> WHAT YOU SHOULD DO
Look through the records that follow. Copy every line containing the word "page".
-- Start DATA FOR THIS TASK --
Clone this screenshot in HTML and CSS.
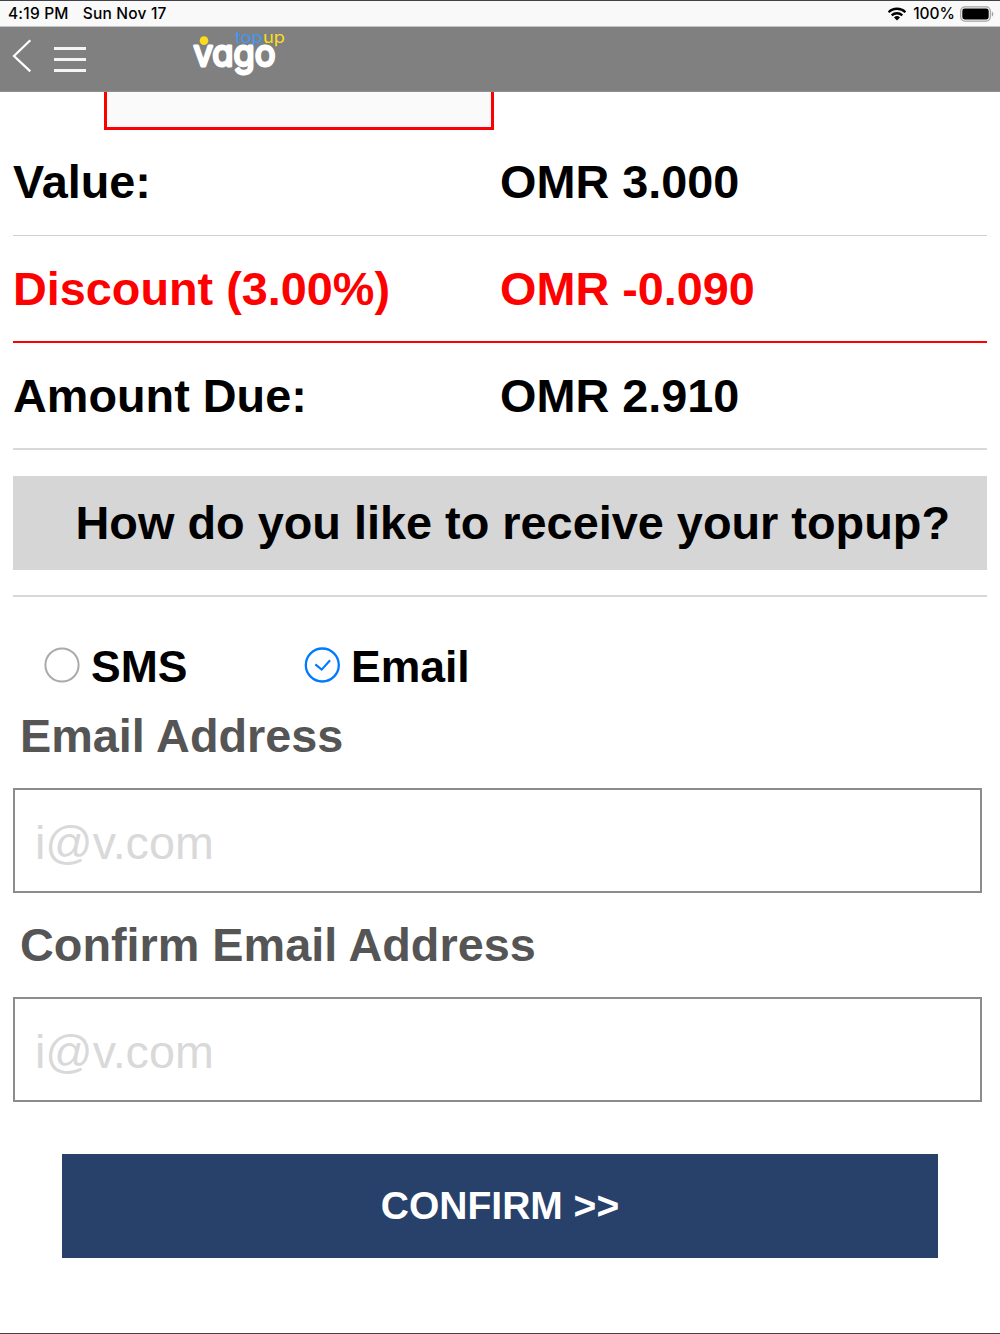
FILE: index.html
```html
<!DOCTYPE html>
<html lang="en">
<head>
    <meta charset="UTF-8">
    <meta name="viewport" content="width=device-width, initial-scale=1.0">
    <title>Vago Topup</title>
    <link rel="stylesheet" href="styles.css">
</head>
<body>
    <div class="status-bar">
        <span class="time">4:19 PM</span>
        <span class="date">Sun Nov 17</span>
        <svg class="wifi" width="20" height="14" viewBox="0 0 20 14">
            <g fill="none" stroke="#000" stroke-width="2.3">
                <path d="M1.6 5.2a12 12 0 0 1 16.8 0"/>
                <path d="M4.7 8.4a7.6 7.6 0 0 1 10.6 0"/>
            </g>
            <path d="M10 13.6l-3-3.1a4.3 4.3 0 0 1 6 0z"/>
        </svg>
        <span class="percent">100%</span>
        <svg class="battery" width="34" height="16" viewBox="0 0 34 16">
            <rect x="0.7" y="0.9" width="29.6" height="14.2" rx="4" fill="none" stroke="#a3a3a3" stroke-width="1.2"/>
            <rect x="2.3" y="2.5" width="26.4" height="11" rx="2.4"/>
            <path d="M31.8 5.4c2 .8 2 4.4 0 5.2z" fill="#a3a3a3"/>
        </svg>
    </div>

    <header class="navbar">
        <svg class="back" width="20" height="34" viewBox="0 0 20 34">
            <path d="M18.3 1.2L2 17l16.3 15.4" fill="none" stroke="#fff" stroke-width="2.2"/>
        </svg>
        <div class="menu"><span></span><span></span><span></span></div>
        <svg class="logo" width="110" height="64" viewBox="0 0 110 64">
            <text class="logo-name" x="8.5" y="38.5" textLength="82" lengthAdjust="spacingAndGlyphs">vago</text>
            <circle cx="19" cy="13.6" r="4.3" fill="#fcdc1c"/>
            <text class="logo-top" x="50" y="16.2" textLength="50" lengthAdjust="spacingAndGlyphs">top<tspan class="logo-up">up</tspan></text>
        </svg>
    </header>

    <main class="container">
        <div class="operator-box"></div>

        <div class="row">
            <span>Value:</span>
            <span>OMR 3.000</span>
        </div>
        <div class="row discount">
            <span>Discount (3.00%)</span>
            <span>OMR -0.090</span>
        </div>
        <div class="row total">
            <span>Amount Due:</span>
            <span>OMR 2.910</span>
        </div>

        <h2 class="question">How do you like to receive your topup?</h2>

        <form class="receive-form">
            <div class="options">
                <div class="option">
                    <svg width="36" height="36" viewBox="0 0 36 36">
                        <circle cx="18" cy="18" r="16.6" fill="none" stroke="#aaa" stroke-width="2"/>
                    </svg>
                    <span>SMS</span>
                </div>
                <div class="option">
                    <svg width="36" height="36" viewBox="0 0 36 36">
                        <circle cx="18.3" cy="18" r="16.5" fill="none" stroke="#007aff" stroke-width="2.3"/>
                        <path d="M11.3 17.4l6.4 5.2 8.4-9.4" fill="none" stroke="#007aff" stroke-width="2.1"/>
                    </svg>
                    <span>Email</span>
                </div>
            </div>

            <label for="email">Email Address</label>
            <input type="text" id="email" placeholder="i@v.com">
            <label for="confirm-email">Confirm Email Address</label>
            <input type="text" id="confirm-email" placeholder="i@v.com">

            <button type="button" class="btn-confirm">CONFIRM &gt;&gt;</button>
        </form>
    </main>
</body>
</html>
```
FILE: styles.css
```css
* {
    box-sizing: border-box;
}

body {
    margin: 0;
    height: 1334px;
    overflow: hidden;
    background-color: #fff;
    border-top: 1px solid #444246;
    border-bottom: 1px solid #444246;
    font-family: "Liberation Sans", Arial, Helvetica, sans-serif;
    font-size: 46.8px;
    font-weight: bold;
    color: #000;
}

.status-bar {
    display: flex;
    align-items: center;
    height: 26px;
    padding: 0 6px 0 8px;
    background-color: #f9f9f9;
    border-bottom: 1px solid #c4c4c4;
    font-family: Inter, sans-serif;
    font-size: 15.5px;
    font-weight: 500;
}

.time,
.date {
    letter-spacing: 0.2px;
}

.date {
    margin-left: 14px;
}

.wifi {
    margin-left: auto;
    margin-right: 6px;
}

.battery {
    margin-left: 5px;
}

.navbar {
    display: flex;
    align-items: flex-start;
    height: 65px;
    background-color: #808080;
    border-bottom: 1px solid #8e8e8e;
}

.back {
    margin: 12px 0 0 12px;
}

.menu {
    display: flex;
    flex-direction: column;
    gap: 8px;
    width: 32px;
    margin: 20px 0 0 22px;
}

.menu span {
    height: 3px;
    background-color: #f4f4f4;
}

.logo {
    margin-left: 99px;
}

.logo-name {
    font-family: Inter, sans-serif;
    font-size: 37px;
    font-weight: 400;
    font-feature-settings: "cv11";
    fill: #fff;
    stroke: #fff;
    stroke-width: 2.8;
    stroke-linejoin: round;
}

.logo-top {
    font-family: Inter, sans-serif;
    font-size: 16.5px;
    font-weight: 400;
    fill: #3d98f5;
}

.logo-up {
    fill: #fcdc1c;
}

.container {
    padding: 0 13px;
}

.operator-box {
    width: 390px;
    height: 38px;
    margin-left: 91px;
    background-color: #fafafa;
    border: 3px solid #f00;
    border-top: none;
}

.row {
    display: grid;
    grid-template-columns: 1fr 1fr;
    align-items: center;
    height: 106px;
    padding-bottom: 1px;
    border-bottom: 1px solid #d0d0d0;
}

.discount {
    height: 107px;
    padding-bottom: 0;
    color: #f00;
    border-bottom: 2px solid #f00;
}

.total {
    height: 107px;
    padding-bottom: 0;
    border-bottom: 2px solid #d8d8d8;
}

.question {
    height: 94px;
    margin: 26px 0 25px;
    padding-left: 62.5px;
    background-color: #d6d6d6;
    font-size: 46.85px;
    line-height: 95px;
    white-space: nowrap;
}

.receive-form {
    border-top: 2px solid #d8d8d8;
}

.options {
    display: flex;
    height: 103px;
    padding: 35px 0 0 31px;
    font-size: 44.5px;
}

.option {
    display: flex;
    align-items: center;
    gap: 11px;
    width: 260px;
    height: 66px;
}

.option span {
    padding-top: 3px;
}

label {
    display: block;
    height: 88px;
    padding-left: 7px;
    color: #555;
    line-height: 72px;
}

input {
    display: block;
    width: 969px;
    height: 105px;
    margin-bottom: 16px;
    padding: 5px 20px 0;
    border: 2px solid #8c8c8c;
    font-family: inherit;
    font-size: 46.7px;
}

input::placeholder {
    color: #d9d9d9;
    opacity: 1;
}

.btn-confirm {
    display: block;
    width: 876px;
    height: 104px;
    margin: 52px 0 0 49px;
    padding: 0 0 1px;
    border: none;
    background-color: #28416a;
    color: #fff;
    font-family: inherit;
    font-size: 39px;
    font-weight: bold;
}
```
-- End DATA FOR THIS TASK --
-- Start DATA FOR THIS TASK --
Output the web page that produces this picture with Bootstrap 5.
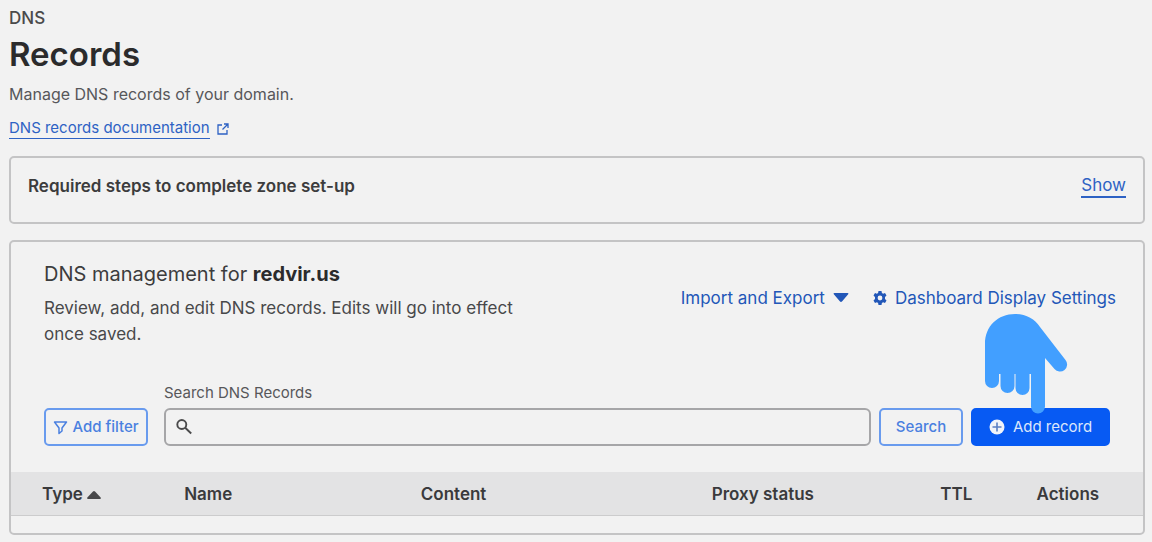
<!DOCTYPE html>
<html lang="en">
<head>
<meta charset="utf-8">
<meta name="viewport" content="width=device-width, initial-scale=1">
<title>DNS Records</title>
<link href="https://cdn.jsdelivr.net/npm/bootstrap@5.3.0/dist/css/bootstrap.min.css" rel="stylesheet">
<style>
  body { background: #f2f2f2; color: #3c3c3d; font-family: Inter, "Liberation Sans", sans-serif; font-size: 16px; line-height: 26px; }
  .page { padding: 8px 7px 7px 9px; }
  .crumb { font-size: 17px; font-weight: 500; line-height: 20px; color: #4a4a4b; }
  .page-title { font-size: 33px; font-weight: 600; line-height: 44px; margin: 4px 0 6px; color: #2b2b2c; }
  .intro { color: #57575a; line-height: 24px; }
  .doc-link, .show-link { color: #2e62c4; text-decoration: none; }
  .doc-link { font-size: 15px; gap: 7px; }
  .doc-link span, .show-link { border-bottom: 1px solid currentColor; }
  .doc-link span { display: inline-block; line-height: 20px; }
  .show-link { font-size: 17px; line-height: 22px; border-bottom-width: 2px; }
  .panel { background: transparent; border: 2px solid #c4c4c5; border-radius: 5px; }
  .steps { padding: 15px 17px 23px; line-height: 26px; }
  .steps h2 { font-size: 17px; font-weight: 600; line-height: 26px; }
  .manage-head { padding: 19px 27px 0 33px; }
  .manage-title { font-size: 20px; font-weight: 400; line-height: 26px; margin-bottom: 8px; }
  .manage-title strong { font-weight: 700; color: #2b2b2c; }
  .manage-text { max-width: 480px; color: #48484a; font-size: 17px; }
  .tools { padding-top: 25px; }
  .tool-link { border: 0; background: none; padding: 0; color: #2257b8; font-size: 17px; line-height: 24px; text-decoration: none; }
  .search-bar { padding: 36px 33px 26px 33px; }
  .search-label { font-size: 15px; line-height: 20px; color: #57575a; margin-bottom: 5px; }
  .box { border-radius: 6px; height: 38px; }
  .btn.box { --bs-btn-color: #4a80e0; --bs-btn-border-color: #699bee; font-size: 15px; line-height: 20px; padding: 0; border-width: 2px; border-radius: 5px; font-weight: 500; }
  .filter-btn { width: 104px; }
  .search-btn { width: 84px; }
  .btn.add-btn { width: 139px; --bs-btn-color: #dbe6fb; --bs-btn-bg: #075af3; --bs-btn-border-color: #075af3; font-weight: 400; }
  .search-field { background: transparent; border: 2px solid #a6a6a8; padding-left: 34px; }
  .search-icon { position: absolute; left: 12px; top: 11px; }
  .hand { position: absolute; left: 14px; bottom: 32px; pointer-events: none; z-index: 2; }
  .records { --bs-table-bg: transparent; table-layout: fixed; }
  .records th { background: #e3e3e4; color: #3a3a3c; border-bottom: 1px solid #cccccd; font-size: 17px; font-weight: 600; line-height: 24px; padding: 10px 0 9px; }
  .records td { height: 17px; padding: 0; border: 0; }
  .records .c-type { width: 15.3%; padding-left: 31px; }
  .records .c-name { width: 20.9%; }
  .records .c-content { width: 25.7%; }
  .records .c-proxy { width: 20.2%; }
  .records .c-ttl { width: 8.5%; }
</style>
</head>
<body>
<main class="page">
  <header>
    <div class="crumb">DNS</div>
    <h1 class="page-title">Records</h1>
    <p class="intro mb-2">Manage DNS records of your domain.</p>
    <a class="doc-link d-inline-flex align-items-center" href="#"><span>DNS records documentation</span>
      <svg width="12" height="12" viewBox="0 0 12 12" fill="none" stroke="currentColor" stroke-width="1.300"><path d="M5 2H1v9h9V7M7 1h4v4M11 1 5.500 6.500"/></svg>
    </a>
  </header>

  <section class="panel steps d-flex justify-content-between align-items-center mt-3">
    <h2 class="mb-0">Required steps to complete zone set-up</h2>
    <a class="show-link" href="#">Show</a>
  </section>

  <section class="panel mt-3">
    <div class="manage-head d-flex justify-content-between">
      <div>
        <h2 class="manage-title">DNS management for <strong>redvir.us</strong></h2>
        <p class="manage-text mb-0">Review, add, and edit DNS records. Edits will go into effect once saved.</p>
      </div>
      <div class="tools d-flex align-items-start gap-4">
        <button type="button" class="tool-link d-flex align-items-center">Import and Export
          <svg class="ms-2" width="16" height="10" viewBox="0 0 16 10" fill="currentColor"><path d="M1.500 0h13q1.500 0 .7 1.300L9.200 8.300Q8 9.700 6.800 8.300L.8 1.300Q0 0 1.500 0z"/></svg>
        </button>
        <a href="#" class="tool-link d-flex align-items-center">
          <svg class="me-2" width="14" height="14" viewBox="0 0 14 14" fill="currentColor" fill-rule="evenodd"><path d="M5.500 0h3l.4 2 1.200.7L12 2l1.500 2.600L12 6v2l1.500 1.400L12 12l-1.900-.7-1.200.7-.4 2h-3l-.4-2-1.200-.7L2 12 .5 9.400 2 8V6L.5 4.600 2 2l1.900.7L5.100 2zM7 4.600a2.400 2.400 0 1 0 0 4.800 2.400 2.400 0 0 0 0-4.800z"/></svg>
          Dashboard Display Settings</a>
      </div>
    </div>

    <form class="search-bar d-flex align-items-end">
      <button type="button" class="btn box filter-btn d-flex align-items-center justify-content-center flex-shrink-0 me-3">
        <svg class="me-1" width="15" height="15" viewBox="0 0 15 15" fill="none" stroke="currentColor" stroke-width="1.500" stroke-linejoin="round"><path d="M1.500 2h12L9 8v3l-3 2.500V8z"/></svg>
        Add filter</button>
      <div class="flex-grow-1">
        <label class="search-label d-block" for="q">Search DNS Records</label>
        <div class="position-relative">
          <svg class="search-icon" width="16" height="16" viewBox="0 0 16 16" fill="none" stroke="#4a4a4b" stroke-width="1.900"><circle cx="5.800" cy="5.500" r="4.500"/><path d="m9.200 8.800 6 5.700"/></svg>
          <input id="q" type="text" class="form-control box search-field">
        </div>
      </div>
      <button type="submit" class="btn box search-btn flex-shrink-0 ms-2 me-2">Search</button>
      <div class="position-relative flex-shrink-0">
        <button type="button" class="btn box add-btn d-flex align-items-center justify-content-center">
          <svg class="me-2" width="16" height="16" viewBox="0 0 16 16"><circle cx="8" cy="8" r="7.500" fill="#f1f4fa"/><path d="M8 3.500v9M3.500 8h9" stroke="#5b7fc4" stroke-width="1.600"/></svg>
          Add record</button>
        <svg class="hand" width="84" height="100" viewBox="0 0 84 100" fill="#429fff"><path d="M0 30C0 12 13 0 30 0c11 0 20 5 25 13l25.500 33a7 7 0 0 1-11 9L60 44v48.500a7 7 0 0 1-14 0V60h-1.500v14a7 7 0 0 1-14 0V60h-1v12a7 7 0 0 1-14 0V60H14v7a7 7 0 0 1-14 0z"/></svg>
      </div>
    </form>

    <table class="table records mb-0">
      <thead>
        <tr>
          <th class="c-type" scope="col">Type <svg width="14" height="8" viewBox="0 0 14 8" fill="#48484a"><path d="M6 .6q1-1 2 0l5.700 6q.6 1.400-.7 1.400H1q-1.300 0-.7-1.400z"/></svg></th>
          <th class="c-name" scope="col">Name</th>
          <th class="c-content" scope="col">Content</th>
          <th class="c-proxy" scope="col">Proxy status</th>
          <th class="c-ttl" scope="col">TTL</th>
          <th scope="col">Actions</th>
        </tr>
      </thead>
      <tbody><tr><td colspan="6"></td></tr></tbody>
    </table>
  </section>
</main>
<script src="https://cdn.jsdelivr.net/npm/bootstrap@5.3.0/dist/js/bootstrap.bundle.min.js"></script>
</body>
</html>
-- End DATA FOR THIS TASK --
> ANSWER TO THE PROBLEM
Output the web page that produces this picture with Bootstrap 5.
  .page { padding: 8px 7px 7px 9px; }
  .page-title { font-size: 33px; font-weight: 600; line-height: 44px; margin: 4px 0 6px; color: #2b2b2c; }
<main class="page">
    <h1 class="page-title">Records</h1>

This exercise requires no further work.